I came into the world with a design flaw: a bicuspid aortic heart valve. Most aortic valves have three sturdy flaps to regulate blood flow, but my flimsy two-flap model couldn’t keep up, wondering why it was hired in the first place. If you listened carefully, you could hear it murmur, “I hate my job, I hate my job.”
Three months ago, my overworked valve developed an aneurysm and started regurgitating blood. The cardiologist said I’d die if I didn’t get it fixed—probably on the tennis court, ruining everyone’s dinner plans.
To save me, the open-heart surgeon cracked open my chest, patched my leaky valve, and wired my ribs together with what was reassuringly described as “titanium twisty ties, like the ones that keep your bread fresh, only less whimsical.”

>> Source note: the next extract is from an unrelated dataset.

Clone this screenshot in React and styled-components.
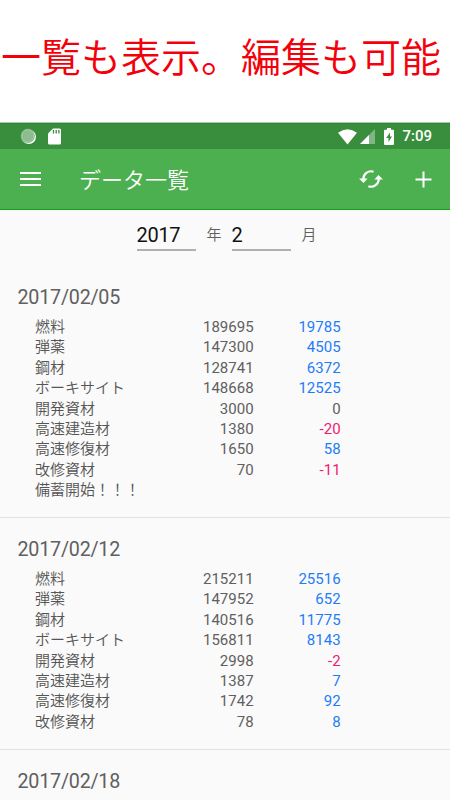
import React from "react";
import styled, { createGlobalStyle } from "styled-components";

const GlobalStyle = createGlobalStyle`
  * { box-sizing: border-box; }
  html, body { margin: 0; padding: 0; background: #fff; }
  body { font-family: Roboto, "Noto Sans CJK JP", sans-serif; overflow: hidden; }
`;

const Screen = styled.div`
  width: 450px;
  height: 800px;
  overflow: hidden;
  display: flex;
  flex-direction: column;
  background: #fff;
`;

const Caption = styled.h1`
  margin: 0;
  height: 123px;
  flex: none;
  padding: 25px 0 0 1px;
  color: #f4000a;
  font: 350 40px/60px "Noto Sans CJK JP", sans-serif;
  white-space: nowrap;
`;

const StatusBar = styled.div`
  height: 26px;
  flex: none;
  display: flex;
  align-items: center;
  justify-content: space-between;
  padding: 0 18px 0 20px;
  background: #388e3c;
  border-top: 1px solid #1f8d24;
  box-shadow: 0 -1px 0 #b5c7b6;
`;

const StatusGroup = styled.div`
  display: flex;
  align-items: center;
`;

const StatusIcon = styled.svg`
  display: block;
  flex: none;
  margin-left: ${(p) => p.$gap || 0}px;
`;

const Clock = styled.span`
  margin-left: 8px;
  color: #fff;
  font-size: 15px;
  line-height: 25px;
  font-weight: 500;
`;

const Toolbar = styled.header`
  height: 61px;
  flex: none;
  display: flex;
  align-items: center;
  padding: 0 18px 0 20px;
  background: #4caf50;
  border-bottom: 1px solid #10a216;
  color: #fff;
`;

const Title = styled.h2`
  flex: 1;
  margin: -3px 0 0 37px;
  font: 350 22px/30px "Noto Sans CJK JP", sans-serif;
`;

const IconButton = styled.button`
  display: flex;
  padding: 0;
  border: 0;
  background: none;
  color: inherit;
  margin-left: ${(p) => p.$gap || 0}px;
`;

const Content = styled.main`
  flex: 1;
  min-height: 0;
  overflow: hidden;
  background: #fafafa;
  color: #606060;
`;

const MonthPicker = styled.div`
  height: 56px;
  display: flex;
  padding: 10px 0 0 136.5px;
`;

const Field = styled.div`
  width: 59px;
  height: 31px;
  border-bottom: 2px solid #b0b0b0;
  color: #111;
  font-size: 20px;
  letter-spacing: -0.3px;
  line-height: 31px;
`;

const Unit = styled.span`
  width: ${(p) => p.$width}px;
  padding-left: 11px;
  font: 350 15px/28px "Noto Sans CJK JP", sans-serif;
  color: #606060;
`;

const Entry = styled.section`
  height: ${(p) => p.$height}px;
  padding-top: 19px;
  border-bottom: 1px solid #e2e2e2;
`;

const EntryDate = styled.h3`
  margin: 0 0 6px 17.5px;
  font-size: 19.7px;
  letter-spacing: -0.22px;
  font-weight: 400;
  line-height: 26px;
`;

const Row = styled.div`
  display: grid;
  grid-template-columns: 125px 93.6px 87px;
  height: 20.4px;
  margin-left: 35px;
  font-size: 15px;
  line-height: 20.4px;
`;

const Label = styled.span`
  font-family: "Noto Sans CJK JP", sans-serif;
  font-weight: 350;
  color: #555;
  line-height: 18.4px;
  white-space: nowrap;
`;

const Amount = styled.span`
  text-align: right;
`;

const Change = styled(Amount)`
  color: ${(p) => (p.$value > 0 ? "#1f7cf8" : p.$value < 0 ? "#f01a70" : "inherit")};
`;

const entries = [
  {
    date: "2017/02/05",
    height: 252,
    rows: [
      ["燃料", 189695, 19785],
      ["弾薬", 147300, 4505],
      ["鋼材", 128741, 6372],
      ["ボーキサイト", 148668, 12525],
      ["開発資材", 3000, 0],
      ["高速建造材", 1380, -20],
      ["高速修復材", 1650, 58],
      ["改修資材", 70, -11],
    ],
    note: "備蓄開始！！！",
  },
  {
    date: "2017/02/12",
    height: 232,
    rows: [
      ["燃料", 215211, 25516],
      ["弾薬", 147952, 652],
      ["鋼材", 140516, 11775],
      ["ボーキサイト", 156811, 8143],
      ["開発資材", 2998, -2],
      ["高速建造材", 1387, 7],
      ["高速修復材", 1742, 92],
      ["改修資材", 78, 8],
    ],
  },
  { date: "2017/02/18", height: 232, rows: [] },
];

export default function App() {
  return (
    <>
      <GlobalStyle />
      <Screen>
        <Caption>一覧も表示。編集も可能</Caption>
        <StatusBar>
          <StatusGroup>
            <StatusIcon width="17" height="17" viewBox="0 0 17 17">
              <circle cx="8.8" cy="8.8" r="7.2" fill="#fff" />
              <circle cx="7.8" cy="7.9" r="7.1" fill="#8dbc8f" />
              <circle cx="7.8" cy="7.9" r="5.8" fill="none" stroke="#b3d2b4" strokeDasharray="1 1" />
            </StatusIcon>
            <StatusIcon $gap={11} width="14" height="17" viewBox="0 0 14 17">
              <path d="M5 .5h6.5Q13 .5 13 2v13q0 1.5-1.5 1.5h-10Q0 16.500 0 15V5.500z" fill="#fff" />
              <path d="M5.500 2v3.500M8.200 2v3.500M10.900 2v3.500" stroke="#388e3c" strokeWidth="1.300" />
            </StatusIcon>
          </StatusGroup>
          <StatusGroup>
            <StatusIcon width="19" height="16" viewBox="0 0 19 16">
              <path d="M0 3.700Q9.500-3.300 19 3.700L9.500 15.600z" fill="#fff" />
            </StatusIcon>
            <StatusIcon $gap={3} width="15" height="15" viewBox="0 0 15 15">
              <path d="M15 0v15H0z" fill="#80b683" />
              <path d="M9 6v9H0z" fill="#fff" />
            </StatusIcon>
            <StatusIcon $gap={9} width="10" height="17" viewBox="0 0 10 17">
              <path d="M3 0h4v1.800h2q1 0 1 1V16q0 1-1 1H1q-1 0-1-1V2.800q0-1 1-1h2z" fill="#fff" />
              <path d="M6 4.500L2.200 10h2.300v4L8 8.500H6z" fill="#388e3c" />
            </StatusIcon>
            <Clock>7:09</Clock>
          </StatusGroup>
        </StatusBar>
        <Toolbar>
          <IconButton aria-label="menu">
            <svg width="22" height="16" viewBox="0 0 22 16">
              <path d="M0 2h21M0 8h21M0 14h21" stroke="currentColor" strokeWidth="2" />
            </svg>
          </IconButton>
          <Title>データ一覧</Title>
          <IconButton aria-label="refresh">
            <svg width="24" height="20" viewBox="0 0 24 20" fill="none" stroke="currentColor" strokeWidth="2.2">
              <path d="M4.300 10.500A7.800 7.800 0 0 1 14.600 2.700M19.700 9.500A7.800 7.800 0 0 1 9.400 17.300" />
              <path d="M0 9.500h8.600L4.500 14zM15.400 10.500H24L19.500 6z" fill="currentColor" stroke="none" />
            </svg>
          </IconButton>
          <IconButton $gap={32} aria-label="add">
            <svg width="17" height="17" viewBox="0 0 17 17">
              <path d="M8.500 .5v16M.5 8.500h16" stroke="currentColor" strokeWidth="2" />
            </svg>
          </IconButton>
        </Toolbar>
        <Content>
          <MonthPicker>
            <Field>2017</Field>
            <Unit $width={36}>年</Unit>
            <Field>2</Field>
            <Unit $width={36}>月</Unit>
          </MonthPicker>
          {entries.map((entry) => (
            <Entry key={entry.date} $height={entry.height}>
              <EntryDate>{entry.date}</EntryDate>
              {entry.rows.map(([label, amount, change]) => (
                <Row key={label}>
                  <Label>{label}</Label>
                  <Amount>{amount}</Amount>
                  <Change $value={change}>{change}</Change>
                </Row>
              ))}
              {entry.note && (
                <Row>
                  <Label>{entry.note}</Label>
                </Row>
              )}
            </Entry>
          ))}
        </Content>
      </Screen>
    </>
  );
}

After a few days in the hospital, I was sent home for recovery, hoping my heart wouldn’t shoot out of my chest when I sneezed. It was good to be home, but I missed the nurse’s call button, like when the sound of blood hammering in my head became unbearable. A Google search said it was probably “dural arteriovenous fistula.” It might as well have said “sounds like you’re about to die.”
Before I left the hospital, they warned me that depression was a common side effect after heart surgery. I get that. When you get home you can barely walk up the stairs. You can’t do anything alone.
On the other hand, and I know it’s cliched, but being at home after surviving heart surgery opens your soul to the grandeur of the universe. A cardinal landed on a branch outside my window, and I cried. And I fucking hate birds.
I’ve also come to understand that all people are worthy and interconnected. I want to hug everyone I see and say, “I get you.” (Except a few jerks from my tennis club. I’m evolved, not delusional).
The last bit of wisdom I gained was that you need to rely on everyone. And that—needing everyone—turned out to be the best part. Friends showed up with cookies, books, bourbon, magazines, puzzles, sweatpants and more.
They came and kept coming. And these friends who I thought liked me told me that they loved me. Loved me? Who knew? And I was able to honestly tell them that I loved them right back.
My chest bears a scar where the scalpel cut me open to repair my heart. It’s beautiful—not Hallmark beautiful, but holy-shit-I’m-still-alive beautiful.
It’s a reminder that I didn’t just survive. I came back altered. Softer. Needing people. Loving them back.